The rate of increase of Radius $\left(r\right)$ at time $t = 9 s$ is $\frac{\mathrm{dr}}{\mathrm{dt}} = \frac{1}{9} \left(\frac{c m}{s}\right)$ $=$ The rate of expansion of the balloon.

#### Explanation:

At $t = 9 s$ the radius of the balloon is $r = 0.03 m = 3 c m$

Let the Instantaneous Volume of the balloon be $V$

So, here $V = \frac{4 \pi {r}^{3}}{3}$ , where $r$ is the instantaneous radius of the spherical balloon.
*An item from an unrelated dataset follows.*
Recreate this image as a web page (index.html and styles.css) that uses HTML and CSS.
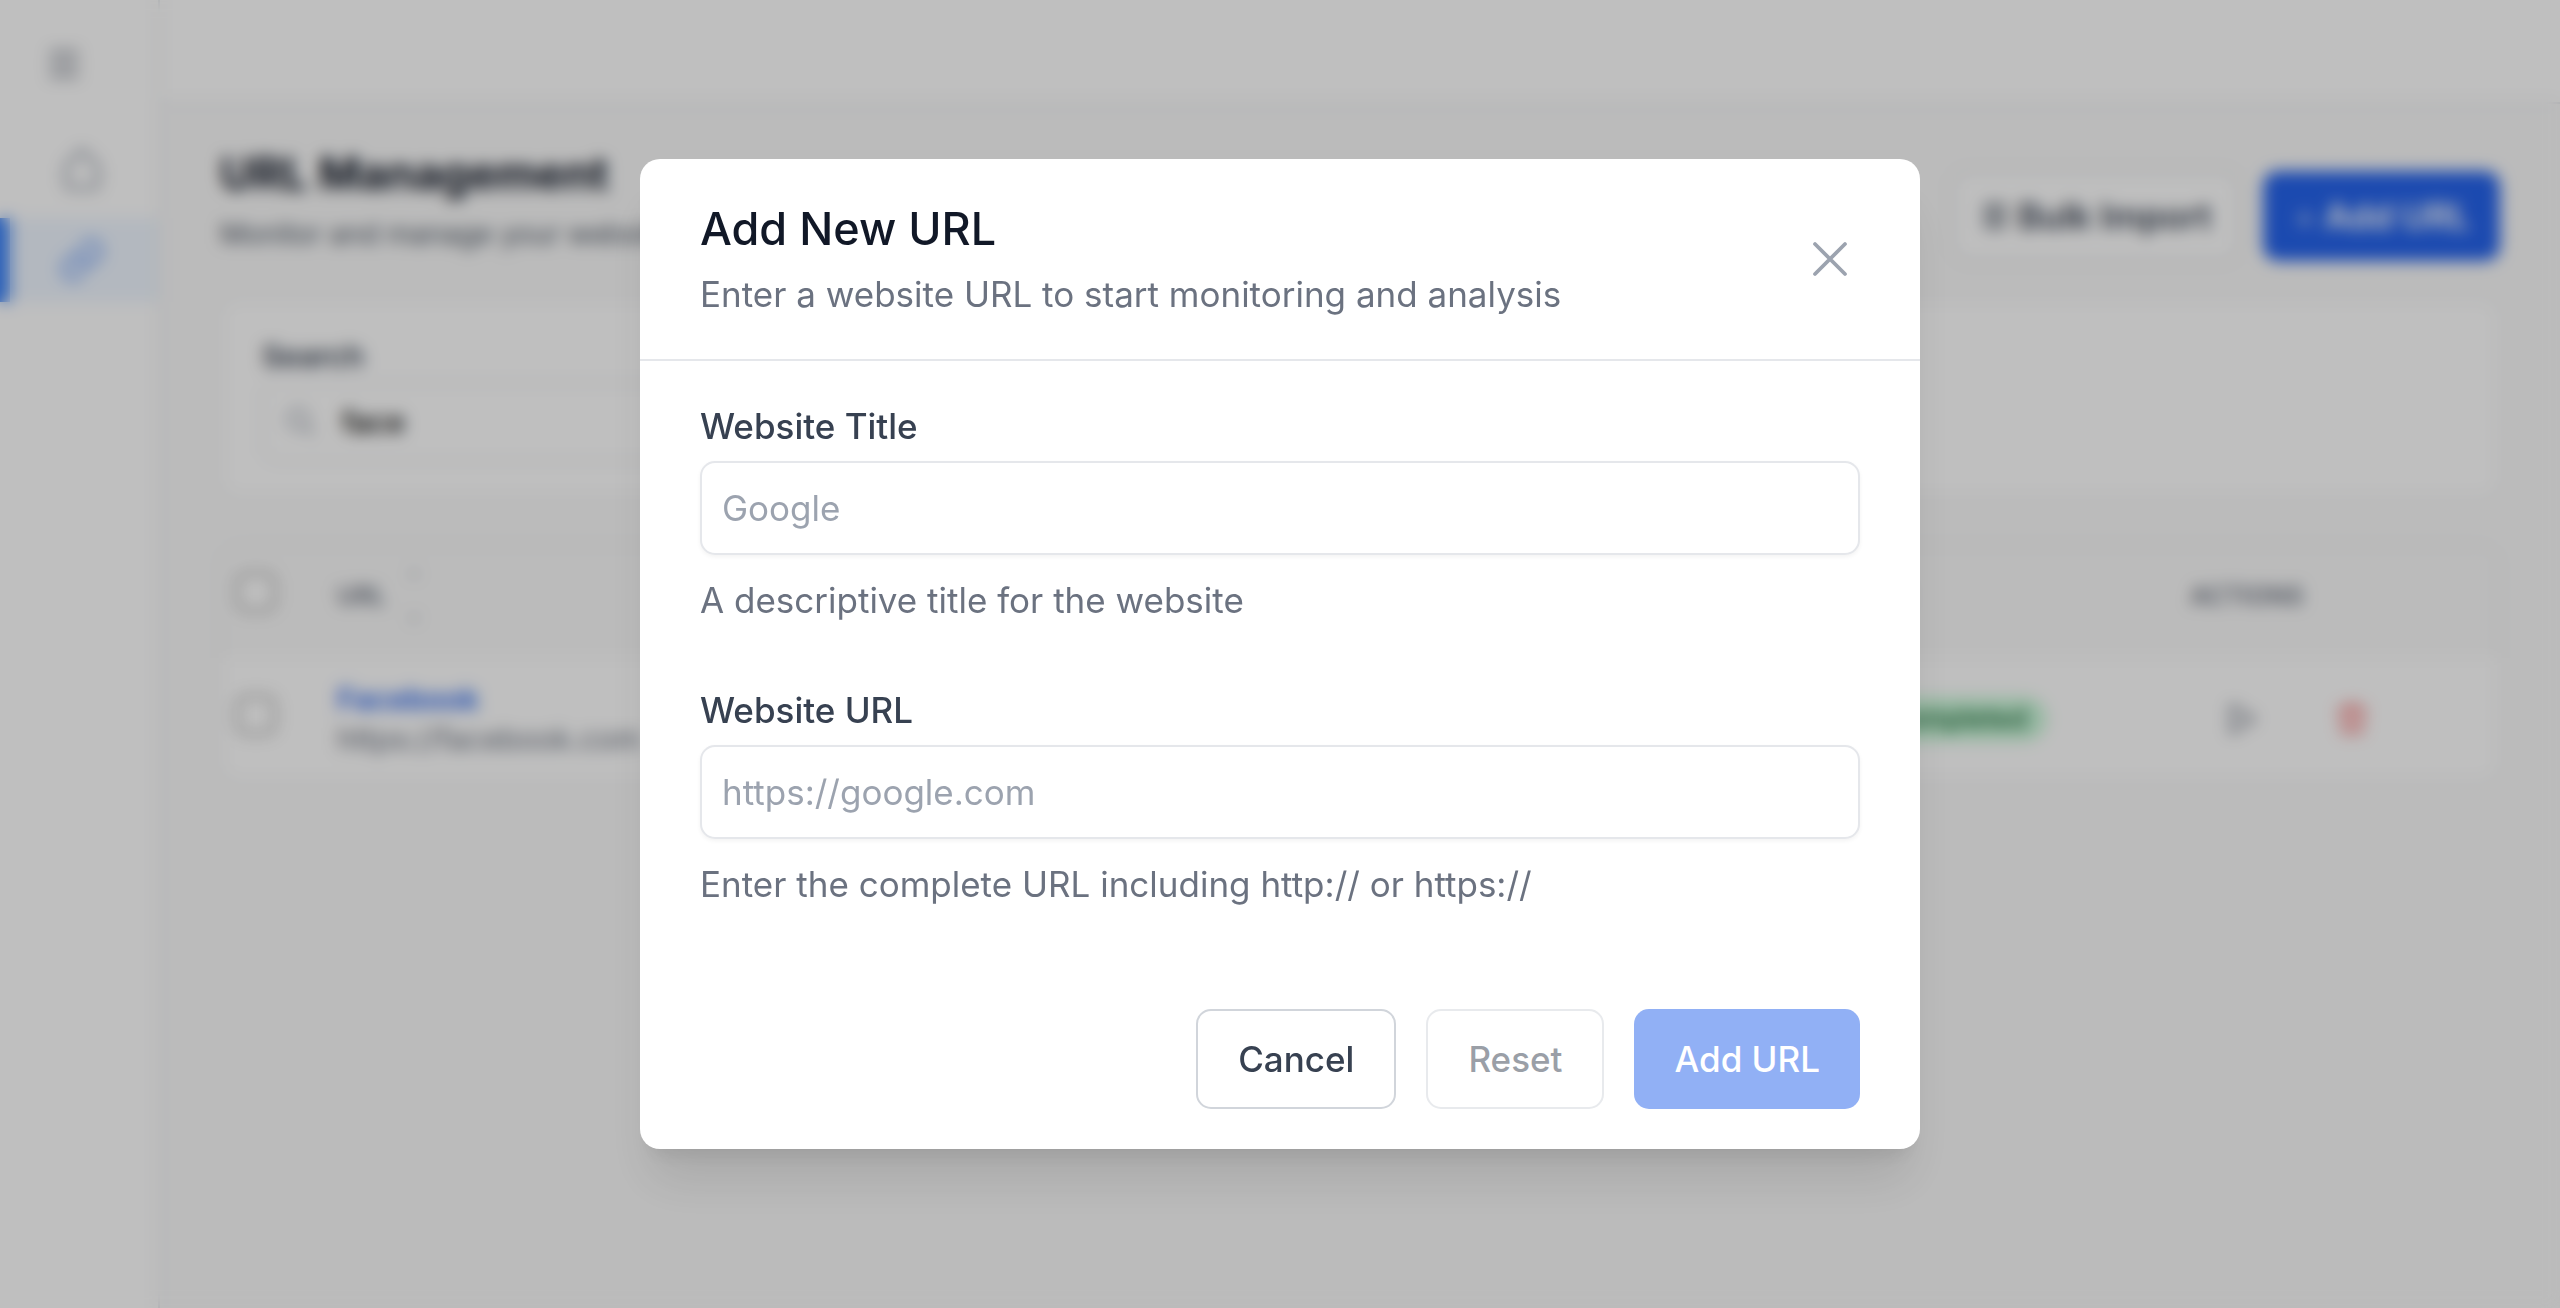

Given that the rate of change of volume is $\frac{4 \pi c {m}^{3}}{s}$

$\Rightarrow \frac{\mathrm{dV}}{\mathrm{dt}} = \frac{4 \pi c {m}^{3}}{s}$

$\Rightarrow \frac{d \left(\frac{4 \pi {r}^{3}}{3}\right)}{\mathrm{dt}} = \frac{4 \pi c {m}^{3}}{s}$

$\Rightarrow \left\{\frac{\cancel{4 \pi}}{3}\right\} \frac{d \left({r}^{3}\right)}{\mathrm{dt}} = \frac{\cancel{4 \pi} c {m}^{3}}{s}$

$\Rightarrow \left\{\frac{1}{\cancel{3}}\right\} \cancel{3} {r}^{2} \frac{\mathrm{dr}}{\mathrm{dt}} = \frac{1 c {m}^{3}}{s}$

$\Rightarrow \frac{\mathrm{dr}}{\mathrm{dt}} = \left(\frac{1}{r} ^ 2\right) \frac{c {m}^{3}}{s}$

Now at $t = 9 s$, $r = 3 c m$ :-

$\Rightarrow \frac{\mathrm{dr}}{\mathrm{dt}} = \left(\frac{1}{{3}^{2} c {m}^{2}}\right) \frac{c {m}^{3}}{s}$

$\therefore \frac{\mathrm{dr}}{\mathrm{dt}} = \frac{1}{9} \left(\frac{c m}{s}\right)$